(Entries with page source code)
* BEGIN *
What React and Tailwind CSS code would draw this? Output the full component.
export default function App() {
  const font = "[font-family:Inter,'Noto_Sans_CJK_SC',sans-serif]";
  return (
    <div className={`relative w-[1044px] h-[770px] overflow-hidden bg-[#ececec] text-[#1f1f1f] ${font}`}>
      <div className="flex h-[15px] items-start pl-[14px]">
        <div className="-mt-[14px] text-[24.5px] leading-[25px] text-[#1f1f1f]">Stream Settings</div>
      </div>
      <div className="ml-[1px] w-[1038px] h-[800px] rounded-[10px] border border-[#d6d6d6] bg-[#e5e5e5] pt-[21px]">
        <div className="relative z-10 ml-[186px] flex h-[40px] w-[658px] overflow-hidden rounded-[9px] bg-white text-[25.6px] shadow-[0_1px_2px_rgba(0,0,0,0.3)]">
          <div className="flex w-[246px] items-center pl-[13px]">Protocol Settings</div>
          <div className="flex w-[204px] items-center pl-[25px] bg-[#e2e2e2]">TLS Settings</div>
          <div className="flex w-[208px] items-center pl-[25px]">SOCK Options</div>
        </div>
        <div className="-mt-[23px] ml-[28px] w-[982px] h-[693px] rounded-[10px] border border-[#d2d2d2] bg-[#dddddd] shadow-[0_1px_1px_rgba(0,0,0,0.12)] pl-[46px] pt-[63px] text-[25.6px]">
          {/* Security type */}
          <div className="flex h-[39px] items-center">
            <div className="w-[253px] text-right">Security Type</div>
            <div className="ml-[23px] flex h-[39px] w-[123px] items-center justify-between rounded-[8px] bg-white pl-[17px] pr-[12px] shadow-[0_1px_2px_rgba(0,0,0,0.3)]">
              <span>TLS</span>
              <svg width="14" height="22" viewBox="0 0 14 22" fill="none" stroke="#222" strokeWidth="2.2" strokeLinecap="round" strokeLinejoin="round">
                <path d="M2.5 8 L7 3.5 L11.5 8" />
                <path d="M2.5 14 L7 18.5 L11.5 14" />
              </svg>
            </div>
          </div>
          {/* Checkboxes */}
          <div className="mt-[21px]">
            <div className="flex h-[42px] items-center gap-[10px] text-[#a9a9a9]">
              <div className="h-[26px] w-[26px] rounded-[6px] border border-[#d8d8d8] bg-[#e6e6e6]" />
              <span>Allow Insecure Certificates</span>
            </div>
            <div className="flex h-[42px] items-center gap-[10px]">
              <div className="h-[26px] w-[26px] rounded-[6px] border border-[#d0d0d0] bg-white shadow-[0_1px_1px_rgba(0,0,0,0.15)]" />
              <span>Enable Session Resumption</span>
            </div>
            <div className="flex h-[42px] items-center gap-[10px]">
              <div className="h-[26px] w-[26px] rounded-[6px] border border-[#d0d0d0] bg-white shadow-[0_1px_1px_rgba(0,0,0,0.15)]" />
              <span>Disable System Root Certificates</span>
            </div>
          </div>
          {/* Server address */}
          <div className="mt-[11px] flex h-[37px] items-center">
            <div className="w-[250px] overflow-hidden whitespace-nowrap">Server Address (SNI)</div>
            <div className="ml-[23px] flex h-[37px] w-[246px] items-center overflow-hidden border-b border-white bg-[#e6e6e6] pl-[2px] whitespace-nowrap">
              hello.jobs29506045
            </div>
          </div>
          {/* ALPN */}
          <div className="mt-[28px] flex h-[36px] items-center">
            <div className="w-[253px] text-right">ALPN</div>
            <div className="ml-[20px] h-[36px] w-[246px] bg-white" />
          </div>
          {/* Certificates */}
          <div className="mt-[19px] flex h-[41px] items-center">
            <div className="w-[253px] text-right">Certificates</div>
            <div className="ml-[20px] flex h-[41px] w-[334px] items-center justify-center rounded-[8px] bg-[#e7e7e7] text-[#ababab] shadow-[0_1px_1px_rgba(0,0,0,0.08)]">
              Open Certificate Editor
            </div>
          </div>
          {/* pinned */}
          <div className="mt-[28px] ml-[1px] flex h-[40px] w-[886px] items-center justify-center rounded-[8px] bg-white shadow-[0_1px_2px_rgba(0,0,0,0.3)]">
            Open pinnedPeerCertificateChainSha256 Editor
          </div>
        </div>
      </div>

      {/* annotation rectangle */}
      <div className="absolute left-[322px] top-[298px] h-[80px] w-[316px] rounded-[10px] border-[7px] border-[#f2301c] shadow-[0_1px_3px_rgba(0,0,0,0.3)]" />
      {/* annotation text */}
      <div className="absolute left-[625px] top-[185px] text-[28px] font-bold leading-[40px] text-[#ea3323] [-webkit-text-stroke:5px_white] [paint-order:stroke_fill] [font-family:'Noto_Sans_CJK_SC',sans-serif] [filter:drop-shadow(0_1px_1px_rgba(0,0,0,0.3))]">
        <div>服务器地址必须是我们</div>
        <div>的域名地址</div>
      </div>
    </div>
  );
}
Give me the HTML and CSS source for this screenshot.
* END *
> **TASK DETAILS**
Take the data above and return it exactly.

> **SOLUTION TO THIS EXERCISE**
What React and Tailwind CSS code would draw this? Output the full component.
export default function App() {
  const font = "[font-family:Inter,'Noto_Sans_CJK_SC',sans-serif]";
  return (
    <div className={`relative w-[1044px] h-[770px] overflow-hidden bg-[#ececec] text-[#1f1f1f] ${font}`}>
      <div className="flex h-[15px] items-start pl-[14px]">
        <div className="-mt-[14px] text-[24.5px] leading-[25px] text-[#1f1f1f]">Stream Settings</div>
      </div>
      <div className="ml-[1px] w-[1038px] h-[800px] rounded-[10px] border border-[#d6d6d6] bg-[#e5e5e5] pt-[21px]">
        <div className="relative z-10 ml-[186px] flex h-[40px] w-[658px] overflow-hidden rounded-[9px] bg-white text-[25.6px] shadow-[0_1px_2px_rgba(0,0,0,0.3)]">
          <div className="flex w-[246px] items-center pl-[13px]">Protocol Settings</div>
          <div className="flex w-[204px] items-center pl-[25px] bg-[#e2e2e2]">TLS Settings</div>
          <div className="flex w-[208px] items-center pl-[25px]">SOCK Options</div>
        </div>
        <div className="-mt-[23px] ml-[28px] w-[982px] h-[693px] rounded-[10px] border border-[#d2d2d2] bg-[#dddddd] shadow-[0_1px_1px_rgba(0,0,0,0.12)] pl-[46px] pt-[63px] text-[25.6px]">
          {/* Security type */}
          <div className="flex h-[39px] items-center">
            <div className="w-[253px] text-right">Security Type</div>
            <div className="ml-[23px] flex h-[39px] w-[123px] items-center justify-between rounded-[8px] bg-white pl-[17px] pr-[12px] shadow-[0_1px_2px_rgba(0,0,0,0.3)]">
              <span>TLS</span>
              <svg width="14" height="22" viewBox="0 0 14 22" fill="none" stroke="#222" strokeWidth="2.2" strokeLinecap="round" strokeLinejoin="round">
                <path d="M2.5 8 L7 3.5 L11.5 8" />
                <path d="M2.5 14 L7 18.5 L11.5 14" />
              </svg>
            </div>
          </div>
          {/* Checkboxes */}
          <div className="mt-[21px]">
            <div className="flex h-[42px] items-center gap-[10px] text-[#a9a9a9]">
              <div className="h-[26px] w-[26px] rounded-[6px] border border-[#d8d8d8] bg-[#e6e6e6]" />
              <span>Allow Insecure Certificates</span>
            </div>
            <div className="flex h-[42px] items-center gap-[10px]">
              <div className="h-[26px] w-[26px] rounded-[6px] border border-[#d0d0d0] bg-white shadow-[0_1px_1px_rgba(0,0,0,0.15)]" />
              <span>Enable Session Resumption</span>
            </div>
            <div className="flex h-[42px] items-center gap-[10px]">
              <div className="h-[26px] w-[26px] rounded-[6px] border border-[#d0d0d0] bg-white shadow-[0_1px_1px_rgba(0,0,0,0.15)]" />
              <span>Disable System Root Certificates</span>
            </div>
          </div>
          {/* Server address */}
          <div className="mt-[11px] flex h-[37px] items-center">
            <div className="w-[250px] overflow-hidden whitespace-nowrap">Server Address (SNI)</div>
            <div className="ml-[23px] flex h-[37px] w-[246px] items-center overflow-hidden border-b border-white bg-[#e6e6e6] pl-[2px] whitespace-nowrap">
              hello.jobs29506045
            </div>
          </div>
          {/* ALPN */}
          <div className="mt-[28px] flex h-[36px] items-center">
            <div className="w-[253px] text-right">ALPN</div>
            <div className="ml-[20px] h-[36px] w-[246px] bg-white" />
          </div>
          {/* Certificates */}
          <div className="mt-[19px] flex h-[41px] items-center">
            <div className="w-[253px] text-right">Certificates</div>
            <div className="ml-[20px] flex h-[41px] w-[334px] items-center justify-center rounded-[8px] bg-[#e7e7e7] text-[#ababab] shadow-[0_1px_1px_rgba(0,0,0,0.08)]">
              Open Certificate Editor
            </div>
          </div>
          {/* pinned */}
          <div className="mt-[28px] ml-[1px] flex h-[40px] w-[886px] items-center justify-center rounded-[8px] bg-white shadow-[0_1px_2px_rgba(0,0,0,0.3)]">
            Open pinnedPeerCertificateChainSha256 Editor
          </div>
        </div>
      </div>

      {/* annotation rectangle */}
      <div className="absolute left-[322px] top-[298px] h-[80px] w-[316px] rounded-[10px] border-[7px] border-[#f2301c] shadow-[0_1px_3px_rgba(0,0,0,0.3)]" />
      {/* annotation text */}
      <div className="absolute left-[625px] top-[185px] text-[28px] font-bold leading-[40px] text-[#ea3323] [-webkit-text-stroke:5px_white] [paint-order:stroke_fill] [font-family:'Noto_Sans_CJK_SC',sans-serif] [filter:drop-shadow(0_1px_1px_rgba(0,0,0,0.3))]">
        <div>服务器地址必须是我们</div>
        <div>的域名地址</div>
      </div>
    </div>
  );
}
Give me the HTML and CSS source for this screenshot.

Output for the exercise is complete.